Relax and the M5 catches you off guard. All the good stuff flows in and makes it easy to ignore those theoretical foibles as the general public, clearly intimidated by the M5’s feral front-end, trip over themselves trying to dive out of the right lane and let this beast pass.
Open the taps, dispatch the traffic, reel in your destination and obliterate the nav’s predicted arrival. If only Australia had Autobahns…
Although it doesn’t dominate proceedings, the M5’s cabin technology plays a strong, supporting role. The crisp, bright screens are integrated into one unit and oriented toward the driver.
As has been the case for some time, BMW’s climate controls are within the 14.9-inch touchscreen but are persistent in a bar at the bottom. Processing power can handle this as well, with quick switches between native software and wireless Apple CarPlay/Android Auto.


The iDrive control has evolved over the years, the M5 continuing to organise key functions (gear shifter, parking sensors, start/stop button, drive mode and hybrid settings) on the centre console.
Storage is strong with a butterfly opening felt-lined centre bin, door bins that fit a 600mL bottle, a wireless charging pad, four USB-C charge points, and two cup holders. Nice, soft-touch materials are present as is BMW’s signature new-car-smell.
The seats are comfortable with generous electric adjustment, come with two-position memory plus heating and ventilation standard — there are basically no extra-cost options for Australian M5s.


That means plush ‘Merino’ leather upholstery is standard in a choice of colours, as is a warm, sophisticated 18-speaker Bowers & Wilkins sound system that elevates the M5 experience. Our only gripe was that the M5’s under-thigh cushion extension is, strangely, buried in the touchscreen.
The back seat doesn’t rival an SUV for space but you’ll easily fit two adults in the back with a big glass roof letting light in and remarkably good toe room, given the M5 has to pack a battery.
The additional, upright glass makes the Touring a better place to be a passenger in than the sedan, too. Niceties include separate climate zones and heated seats for outboard passengers.

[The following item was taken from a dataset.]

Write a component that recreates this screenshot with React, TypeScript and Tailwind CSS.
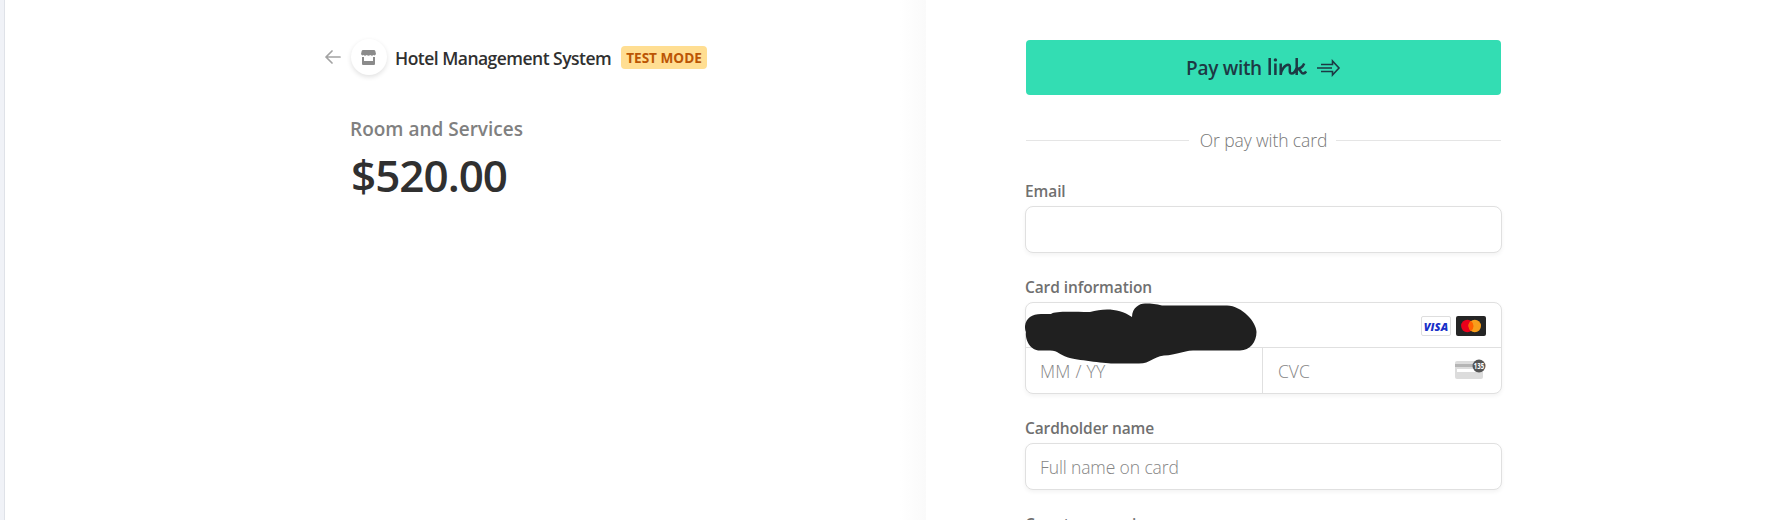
import type { ReactNode } from 'react';

function Label({ children }: { children: ReactNode }) {
  return <div className="h-[22px] whitespace-nowrap text-[15.5px] leading-[22px] font-semibold tracking-[-0.1px] text-[#707070]"><span>{children}</span></div>;
}

const box = 'rounded-lg border border-[#e0e0e0] bg-white shadow-[0_2px_4px_rgba(0,0,0,0.05)]';

function LinkLogo() {
  return (
    <svg width="39" height="18" viewBox="0 0 39 18" fill="none" stroke="#1d3944" strokeWidth="2.5">
      <path d="M1.7 0V17M7.4 5.5V17" />
      <circle cx="7.4" cy="1.9" r="1.7" fill="#1d3944" stroke="none" />
      <path d="M12.7 5.5V17C13 12 17 6.8 20.2 6.8C23.8 6.8 19.8 15.6 23.5 15.6C26 15.6 28 12 29 9M28.7 0V17M36.2 5.5C34.8 8.8 32.5 10.7 29 10.7C33.3 10.7 32.3 15.6 35 15.6C36.5 15.6 37.5 14.7 38.2 13.5" />
    </svg>
  );
}

function LinkArrow() {
  return (
    <svg width="24" height="18" viewBox="0 0 24 18" fill="none" stroke="#1d3944" strokeWidth="1.6">
      <path d="M4 5.5H15.5V2L22 9L15.5 16V12.5H4M0 9H15" />
    </svg>
  );
}

export default function App() {
  return (
    <div className="flex h-[520px] w-[1785px] overflow-hidden bg-white font-['Open_Sans','Noto_Sans',sans-serif]">
      <div className="w-[5px] shrink-0 border-r border-[#dfe2e8] bg-[#f0f2f7]" />
      <section className="flex w-[921px] shrink-0 flex-col bg-[linear-gradient(to_left,#fafafa,#ffffff_26px)] pl-[320px]">
        <div className="mt-[39px] flex h-9 items-center">
          <svg width="16" height="14" viewBox="0 0 16 14" fill="none" stroke="#a3a3a3" strokeWidth="1.7" strokeLinecap="round" strokeLinejoin="round"><path d="M15 7H1M7 1L1 7L7 13" /></svg>
          <div className="ml-[10px] flex size-9 items-center justify-center rounded-full bg-white shadow-[0_2px_5px_rgba(0,0,0,0.12)]">
            <svg className="mr-px" width="15" height="15" viewBox="0 0 15 15" fill="#8b8b8b"><path d="M2 0H13Q14 0 14.3 1L15 4Q14 6.3 12.5 5Q11 6.5 9.3 5Q7.5 6.5 5.7 5Q4 6.5 2.5 5Q1 6.3 0 4L.7 1Q1 0 2 0ZM1 7H3V11H12V7H14V14Q14 15 13 15H2Q1 15 1 14Z" /></svg>
          </div>
          <h1 className="ml-[8px] w-[217px] whitespace-nowrap pt-px text-[17.5px] leading-6 font-semibold tracking-[-0.52px] text-[#303030]"><span>Hotel Management System</span></h1>
          <div className="ml-[9px] flex h-[23px] w-[86px] items-center justify-center rounded bg-[#ffde92] whitespace-nowrap pt-[2px] text-[13.6px] leading-none font-bold text-[#bb5504]"><span>TEST MODE</span></div>
        </div>
        <p className="mt-[40px] ml-[25px] h-7 text-[19px] leading-7 font-semibold text-[#808080]"><span>Room and Services</span></p>
        <p className="mt-[2px] ml-[26px] h-[60px] text-[44px] leading-[60px] font-semibold tracking-[-1px] text-[#303030]"><span>$520.00</span></p>
      </section>
      <section className="ml-[99px] w-[477px] shrink-0 pt-10">
        <button className="mx-px flex h-[55px] w-[475px] items-center justify-center rounded bg-[#33ddb3] pt-[2px] text-[19px] font-semibold tracking-[-0.3px] text-[#1d3944]">
          <span>Pay with</span>
          <span className="mb-[3px] ml-[6px]"><LinkLogo /></span>
          <span className="mb-[2px] ml-[10px]"><LinkArrow /></span>
        </button>
        <div className="mx-px mt-[33px] flex h-6 items-center">
          <div className="h-px w-[163px] bg-[#e5e5e5]" />
          <div className="w-[147px] whitespace-nowrap pl-[2px] text-center text-[17.5px] leading-6 font-light tracking-[-0.1px] text-[#777777]"><span>Or pay with card</span></div>
          <div className="h-px flex-1 bg-[#e5e5e5]" />
        </div>
        <div className="mt-[28px]"><Label>Email</Label></div>
        <div className={`mt-1 h-[47px] ${box}`} />
        <div className="mt-[23px]"><Label>Card information</Label></div>
        <div className={`relative mt-1 h-[92px] ${box} text-[17.5px] font-light text-[#858585]`}>
          <div className="flex h-[45px] items-center justify-end gap-[5px] border-b border-[#e0e0e0] pt-[2px] pr-[15px]">
            <span className="flex h-5 w-[30px] items-center justify-center rounded-[2px] border border-[#dedede] text-[11px] leading-none font-extrabold tracking-[0.1px] text-[#1830c8] italic">VISA</span>
            <svg width="30" height="20" viewBox="0 0 30 20"><rect width="30" height="20" rx="2" fill="#252525" /><circle cx="11.3" cy="10" r="6.2" fill="#eb001b" /><circle cx="18.8" cy="10" r="6.2" fill="#f79e1b" /><path d="M15 5A6.2 6.2 0 0 1 15 15A6.2 6.2 0 0 1 15 5Z" fill="#ff5f00" /></svg>
          </div>
          <div className="flex h-[45px]">
            <div className="flex w-[237px] items-center border-r border-[#e0e0e0] pt-[2px] pl-[14px] tracking-[0.25px]"><span>MM / YY</span></div>
            <div className="flex flex-1 items-center justify-between pt-[2px] pr-[15px] pl-[15px]">
              <span>CVC</span>
              <svg className="mb-1" width="31" height="21" viewBox="0 0 31 21"><rect y="2" width="28" height="18" rx="2" fill="#dcdcdc" /><path d="M0 5H28V8H0Z" fill="#b5b5b5" /><path d="M2 10H20V13H2Z" fill="#fff" /><circle cx="24" cy="7" r="6.5" fill="#555" /><text x="18.8" y="9.9" textLength="10.4" lengthAdjust="spacingAndGlyphs" fontSize="8" fontWeight="700" fill="#fff">135</text></svg>
            </div>
          </div>
          <svg className="absolute -top-px -left-px" width="234" height="64" viewBox="0 0 234 64"><path d="M0 24C1 16 7 12 16 12H26C31 9 44 10 65 10C79 6 94 6 107 15C107 6 114 1.5 120 1.5C127 1.5 131 2 137 3.5H202C217 4 231.5 20 231.5 30C231.5 40 225 48.5 215 48.5H168C157 49 152 53 139 53.5C127 55 126 61.5 114 61.5H88C78 61 52 58 43 55.5C33 52 34 49 25 48.5H15C5 48.5 0 38 1 30C0 28 0 26 0 24Z" fill="#202020" /></svg>
        </div>
        <div className="mt-[23px]"><Label>Cardholder name</Label></div>
        <div className={`mt-1 flex h-[47px] items-center pt-[2px] pl-[14px] ${box} text-[17.5px] font-light tracking-[-0.12px] text-[#858585]`}><span>Full name on card</span></div>
        <div className="mt-[23px]"><Label>Country or region</Label></div>
      </section>
    </div>
  );
}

In the M5 sedan the boot is compromised by battery packaging, this is much less significant in the Touring. It’s a really long space with a slight upward slope and narrow width through the middle, so although it looks huge the official rating is 500L — identical to the smaller M3 Touring.
Look at the numbers and it’s easy to let prejudice and bias write the M5 Touring off as a sanitised version of a once-great nameplate.
But as an owner, you will grow to love this car, and see the value in that price — it’s the intangible feel-good factor that comes with being able to slink around in quietude yet rouse the full fury of that twin-turbo V8 sledgehammer performance at any time.

Flawed? Definitely. The BMW M5 Touring remains a car any car enthusiast should want in their dream garage, even if the cheaper M3 Touring manages to nail similar highs for less money.